FreeBSD iscsi target

Navdeep Parhar nparhar at gmail.com
Wed Jul 2 16:37:46 UTC 2014


On Wed, Jul 02, 2014 at 03:26:09PM +0400, Slawa Olhovchenkov wrote:
> On Tue, Jul 01, 2014 at 10:43:08PM -0700, Kevin Oberman wrote:
> 
> > On Tue, Jul 1, 2014 at 4:13 PM, Slawa Olhovchenkov <slw at zxy.spb.ru> wrote:
> > 
> > > On Tue, Jul 01, 2014 at 11:12:52AM +0200, Edward Tomasz Napierala wrote:
> > >
> > > > Hi.  I've replied in private, but just for the record:
> > > >
> > > > On 0627T0927, Sreenivasa Honnur wrote:
> > > > > Does freebsd iscsi target supports:
> > > > > 1. ACL (access control lists)
> > > >
> > > > In 10-STABLE there is a way to control access based on initiator
> > > > name and IP address.
> > > >
> > > > > 2. iSNS
> > > >
> > > > No; it's one of the iSCSI features that seem to only be used
> > > > for marketing purposes :-)
> > > >
> > > > > 3. Multiple connections per session
> > > >
> > > > No; see above.
> > >
> > > I think this is help for 40G links.
> > >
> > 
> > I assume that you are looking at transfer of large amounts of data over 40G
> > links.
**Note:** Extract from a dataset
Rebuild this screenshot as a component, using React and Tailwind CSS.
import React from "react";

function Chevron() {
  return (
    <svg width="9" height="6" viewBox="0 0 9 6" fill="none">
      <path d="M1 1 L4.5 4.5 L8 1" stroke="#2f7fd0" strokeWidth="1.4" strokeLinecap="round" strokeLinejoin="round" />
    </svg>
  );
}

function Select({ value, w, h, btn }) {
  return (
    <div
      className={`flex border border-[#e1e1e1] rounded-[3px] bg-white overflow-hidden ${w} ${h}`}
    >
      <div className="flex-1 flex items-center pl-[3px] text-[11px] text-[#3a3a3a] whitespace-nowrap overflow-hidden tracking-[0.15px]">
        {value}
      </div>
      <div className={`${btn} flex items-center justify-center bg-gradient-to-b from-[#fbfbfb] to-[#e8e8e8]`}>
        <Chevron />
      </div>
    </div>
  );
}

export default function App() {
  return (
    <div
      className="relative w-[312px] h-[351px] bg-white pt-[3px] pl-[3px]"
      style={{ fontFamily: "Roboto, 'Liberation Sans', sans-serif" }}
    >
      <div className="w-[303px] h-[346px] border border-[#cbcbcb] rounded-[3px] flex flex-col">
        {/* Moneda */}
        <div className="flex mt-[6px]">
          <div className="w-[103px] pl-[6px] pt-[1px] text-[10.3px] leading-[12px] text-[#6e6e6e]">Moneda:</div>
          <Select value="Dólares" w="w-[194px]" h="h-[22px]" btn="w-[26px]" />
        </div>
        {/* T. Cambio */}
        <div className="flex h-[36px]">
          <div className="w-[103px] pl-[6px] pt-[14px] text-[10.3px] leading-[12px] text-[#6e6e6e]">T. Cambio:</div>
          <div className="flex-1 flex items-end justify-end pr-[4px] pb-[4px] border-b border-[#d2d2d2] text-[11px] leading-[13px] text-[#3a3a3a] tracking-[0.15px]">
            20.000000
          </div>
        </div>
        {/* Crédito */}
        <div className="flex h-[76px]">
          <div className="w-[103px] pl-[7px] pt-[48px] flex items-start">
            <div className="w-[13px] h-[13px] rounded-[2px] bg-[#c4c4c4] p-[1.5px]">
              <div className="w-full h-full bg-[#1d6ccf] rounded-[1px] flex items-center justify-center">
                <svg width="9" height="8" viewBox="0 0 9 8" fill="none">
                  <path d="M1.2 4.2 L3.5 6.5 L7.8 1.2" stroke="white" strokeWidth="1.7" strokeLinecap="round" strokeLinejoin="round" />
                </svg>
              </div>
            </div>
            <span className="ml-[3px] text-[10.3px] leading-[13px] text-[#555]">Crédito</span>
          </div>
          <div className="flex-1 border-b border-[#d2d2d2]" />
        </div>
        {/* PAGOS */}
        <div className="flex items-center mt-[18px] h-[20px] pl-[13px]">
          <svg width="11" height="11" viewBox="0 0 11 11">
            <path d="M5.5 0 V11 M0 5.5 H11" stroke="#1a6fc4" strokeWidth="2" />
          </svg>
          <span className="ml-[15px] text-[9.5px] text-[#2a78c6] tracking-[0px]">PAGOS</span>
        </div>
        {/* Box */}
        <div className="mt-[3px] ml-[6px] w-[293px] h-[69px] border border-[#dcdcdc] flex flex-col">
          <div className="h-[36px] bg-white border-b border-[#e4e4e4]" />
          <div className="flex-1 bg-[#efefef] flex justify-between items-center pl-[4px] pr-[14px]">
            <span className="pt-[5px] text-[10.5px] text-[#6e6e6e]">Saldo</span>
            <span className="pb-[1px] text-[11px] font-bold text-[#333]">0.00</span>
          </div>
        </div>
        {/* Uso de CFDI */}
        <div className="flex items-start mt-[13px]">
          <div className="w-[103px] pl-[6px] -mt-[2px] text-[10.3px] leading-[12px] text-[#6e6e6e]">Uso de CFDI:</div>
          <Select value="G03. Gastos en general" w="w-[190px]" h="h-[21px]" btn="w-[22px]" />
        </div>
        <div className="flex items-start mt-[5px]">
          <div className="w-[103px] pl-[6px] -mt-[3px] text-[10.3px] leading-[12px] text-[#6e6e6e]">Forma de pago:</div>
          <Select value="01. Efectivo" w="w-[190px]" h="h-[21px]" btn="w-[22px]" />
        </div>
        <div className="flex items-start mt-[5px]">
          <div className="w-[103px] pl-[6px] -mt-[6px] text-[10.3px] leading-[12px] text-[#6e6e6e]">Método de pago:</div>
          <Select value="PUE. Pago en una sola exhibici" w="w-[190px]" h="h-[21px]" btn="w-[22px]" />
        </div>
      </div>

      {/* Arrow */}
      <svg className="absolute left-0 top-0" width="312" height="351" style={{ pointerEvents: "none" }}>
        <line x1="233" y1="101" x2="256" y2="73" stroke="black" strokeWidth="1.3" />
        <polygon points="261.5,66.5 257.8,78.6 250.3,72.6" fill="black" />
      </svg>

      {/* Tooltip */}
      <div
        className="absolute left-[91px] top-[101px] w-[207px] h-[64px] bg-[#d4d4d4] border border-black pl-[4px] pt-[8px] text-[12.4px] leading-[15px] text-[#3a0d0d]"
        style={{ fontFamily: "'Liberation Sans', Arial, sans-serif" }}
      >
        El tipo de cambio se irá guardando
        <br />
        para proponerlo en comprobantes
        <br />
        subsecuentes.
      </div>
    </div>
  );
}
Assuming that tis is the case, yes, multiple connections per session
> 
> Yes, this case. As I know, single transfer over 40G link limited by
> 10G.

This is not correct.  A 40Gb link does not limit a single transfer to
10G.  For example, on FreeBSD all common bandwidth benchmarks reach
40GbE line rate with a single TCP connection at mtu 1500.  If a single
transfer were limited to 10G you'd need 4 connections to get there.

The physical signalling is over four lanes so it's easy to split a 40G
link into four separate 10G links.  But when running as a 40GbE (this is
the usual case) the hardware will combine all the lanes into a single
40G data stream, and you get to use all of the bandwidth.